What is the Intersystem Approach to Therapy?
Dr. Rita DeMaria is a staff therapist, office director, and director of Healthy Relationships and Wellness Programs at Council for Relationships.
The Intersystem Approach is an integrative and dialectical meta-framework, which explores how individuals, couples, family systems and communities are functioning in their relationships with self and others. These four domains constitute a comprehensive approach for understanding how individuals are both impacted by and directly influence relationships, which are the primary elements of human experience. When we work with our clients, communities, students, and post graduates we focus systemically on the interplay of the individual’s biological and psychological experiences (the self) with the three other domains (the ‘systems’) – the couple, the intergenerational, and the contextual. The interactional aspects of the clinical work that we provide also includes biological, psychological and social dynamics.
The Intersystem Approach includes two central constructs: (1) the attachment theory construct, and (2) the interactional construct. Both constructs provide theoretical and conceptual tools to understand the relational underpinnings of how the four domains are always interconnected.
Gerald Weeks was the first to propose The Intersystem Approach in 1984 when he came to Philadelphia and continued his focus on the approach. There are several Systemic Sex Therapy texts and the Clinical Handbooks as well as the 2nd edition of Focused Genograms – Intergenerational Assessment of Individuals, Couples and Families (FG2) that provides a guide to constructing focused genograms through the lens of attachment theory. A genogram is a graphic representation of an intergenerational family tree that displays the interactions of families through the multiple generations of family history. Within each genogram, clinicians can develop maps and timelines for each of the four domains.
The Attachment Theory construct is an important inclusion within the Intersystem Approach and Focused Genograms. Attachment theory is one of the most significant theoretical and clinical advancements within the fields of psychology, couple and family therapy, trauma treatment, and other forms of community services. There are four domains that explain the unique attachment bonds that are formed in childhood, adulthood, family systems, and community/geographic locales.

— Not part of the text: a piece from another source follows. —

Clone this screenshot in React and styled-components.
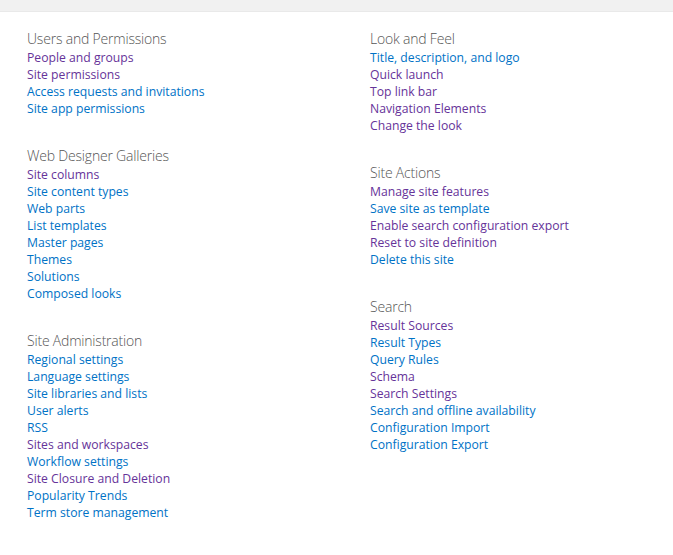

The conceptual amalgamation of the Intersystem Approach and Focused Genograms provides a powerful guide for treatment depending on the nature of the problems. The Individual domain maps the childhood attachment patterns. The Couple domain introduces the updated Couple Interaction Map that provides a guide for mapping adult attachment style interaction patterns. The Family Connections Map provides a guide for exploring Family of Origin attachment focused family dynamics. The Contextual Eco-Map provides a guide for exploring social bonds within and among all the domains.
One of the most important contributions to the Intersystem Approach is using the Attachment Theory construct, to emphasize the therapeutic alliance (an evidence based aspect for therapeutic change) that is comprised of three facets: goals, tasks, and bond. Focused Genograms describes the development an attachment-focused therapeutic bond in detail. The addition of the Focused Genogram tools integrates attachment-focused assessments that help the therapist develop a therapeutic alliance that is exquisitely attuned to the attachment level of the individual or the relational unit(s).
The therapeutic bond has been termed therapeutic posture, which is defined as an attachment focused therapeutic bond within the therapeutic alliance. Clinical research has established that clients with insecure attachment at intake have poorer outcomes than those with secure attachments at intake. Therapeutic posture, within the therapeutic alliance, is formulated based on the assessment of each client’s internal working models of attachment, which are then depicted using the Internal Models Map (IMM). The clinician’s therapeutic posture vis a vis the client(s) is determined by “where the client is” at the start of treatment. Consequently, the clinician must learn how to assess and foster a congruent therapeutic posture in order to establish a sense of safety, security, and stability for the client.
The Intersystem Approach’s meta-framework produces a broad therapeutic focus, which provides a schema that facilitates greater therapeutic effectiveness. Specifically, the clinical applications of attachment theory within each domain, as well as the interactional construct, are guides to providing focused attachment focused, systemic interventions. Consequently, we propose that this methodology will lead to more positive outcomes in treatment for clients who present with insecure attachment.